The owner of a well-known Harlem restaurant and two of his employees filed a civil rights lawsuit against the NYPD last week over a 2017 altercation involving a group of white women.
Dr. Clyde Pemberton, a 68-year-old retired psychiatrist, and owner of MIST, says the NYPD violated his civil rights and arrested him and his employees on false charges, reports the New York Times. And while the charges against the three men have been dropped, the ramifications of the arrest continue to ripple throughout the men’s lives.
According to Pemberton’s lawsuit, he was holding a business meeting at MIST the night of June 1, 2017, when he noticed two women dragging a third, visibly unconscious, woman out of the bathroom. After they knocked over a stanchion blocking off a portion of the restaurant to customers, Pemberton went up to the women to ask them what was wrong; he also suggested they place the unconscious woman in a chair, the Times reports.
At this point, the suit claims the women escalated the situation, with one woman punching Pemberton in the chest and calling him a racial slur, and the other hitting one of Pemberton’s employees in the head with her purse. As the women continued to verbally and physically attack Pemberton and his employees, other MIST workers called the police.
But the group of officers who arrived at the scene arrested Pemberton and two of his workers, Thomas Debnam and Christian Baptiste, along with one of the women. The lawsuit claims that police, all of whom were white, never asked Pemberton what happened, choosing instead to arrest the men after talking to one of the white women.

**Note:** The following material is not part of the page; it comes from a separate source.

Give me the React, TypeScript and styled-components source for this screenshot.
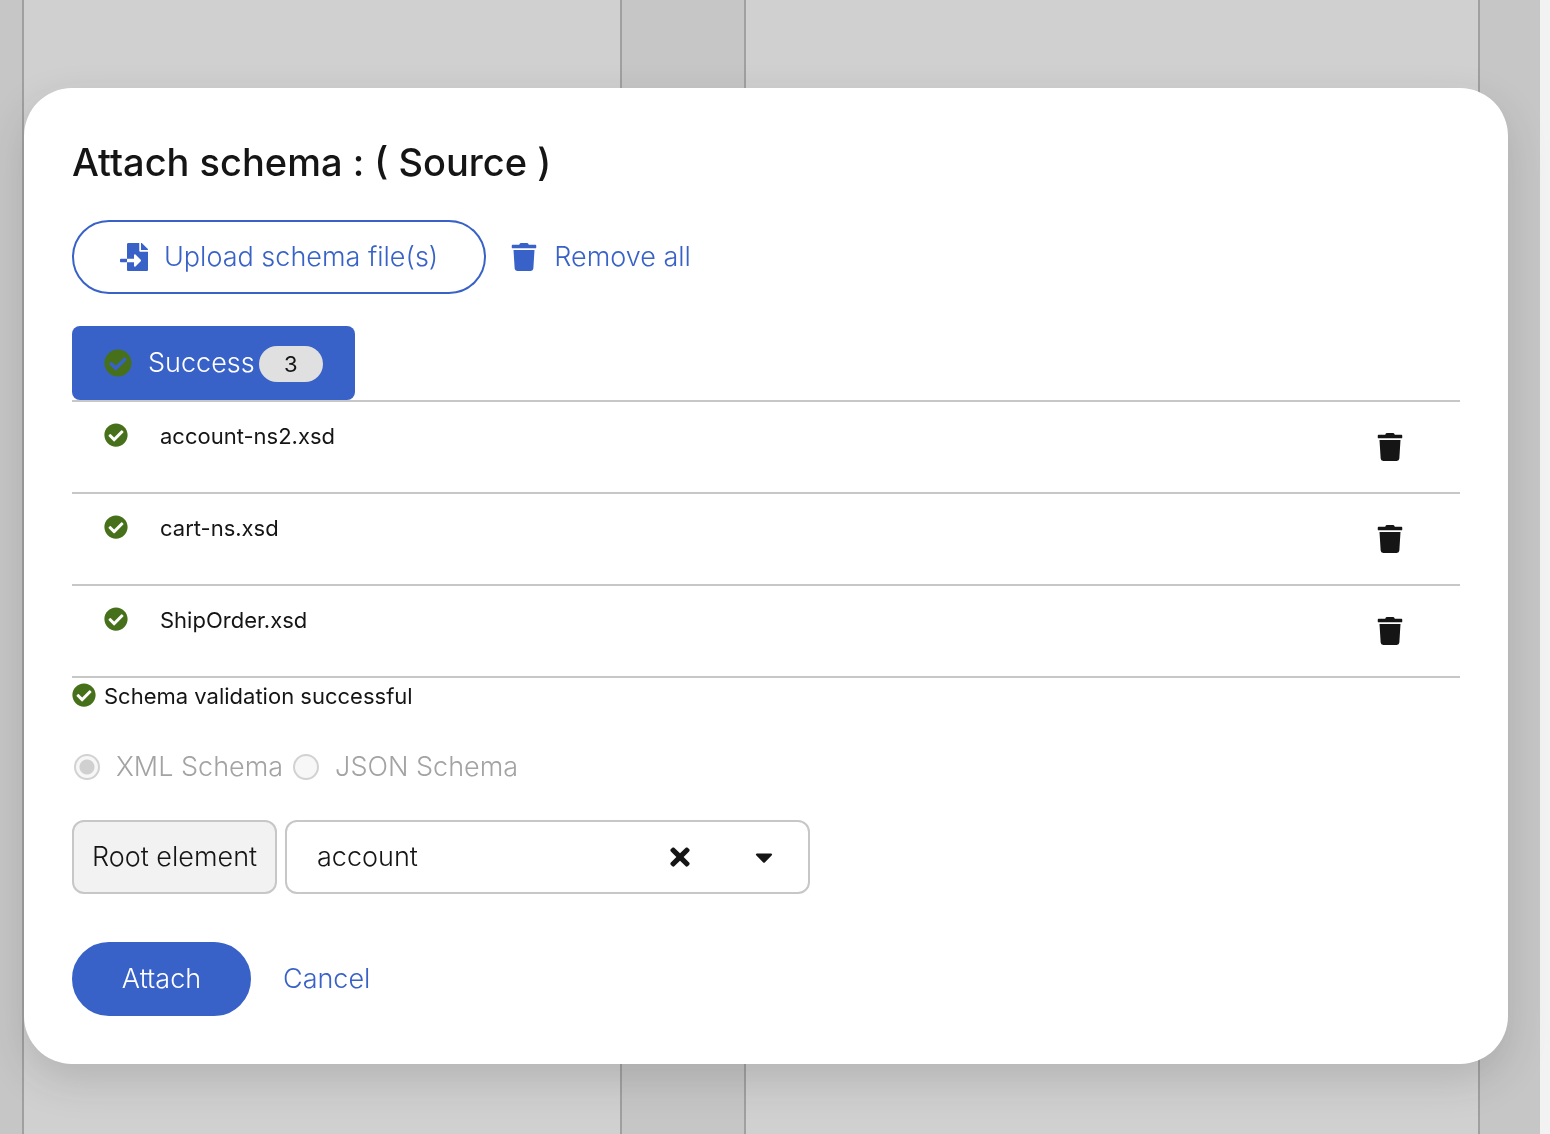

According to the Times, one officer claimed he saw the three men blocking an exit to the restaurant to prevent the women from leaving. Pemberton and his employees were charged with unlawful imprisonment and spent six hours in police custody before finally being released.
“The NYPD arrested Dr. Pemberton, Mr. Baptiste, and Mr. Debnam not because of their conduct, but because they were there and they are black. Neither their side of the story nor their freedom mattered to the police,” the lawsuit states, adding that no “reasonable police officer” would have believed Pemberton and his employees did anything wrong.
The charges against the men were dropped last November, but the effects of the arrest have been far-reaching, the suit claims. Of course, there was the financial cost (the Times reports that the men had to spend $15,000 in legal fees for their defense). But Pemberton, who hails from Trinidad and Tobago, is a green card holder and says Immigrations and Customs Enforcement have repeatedly stopped him while traveling in and out of the country since the arrest.
Pemberton also says the NYPD has stepped up its presence at MIST since the arrest, performing random checks of the restaurant and costing him business, according to the Times.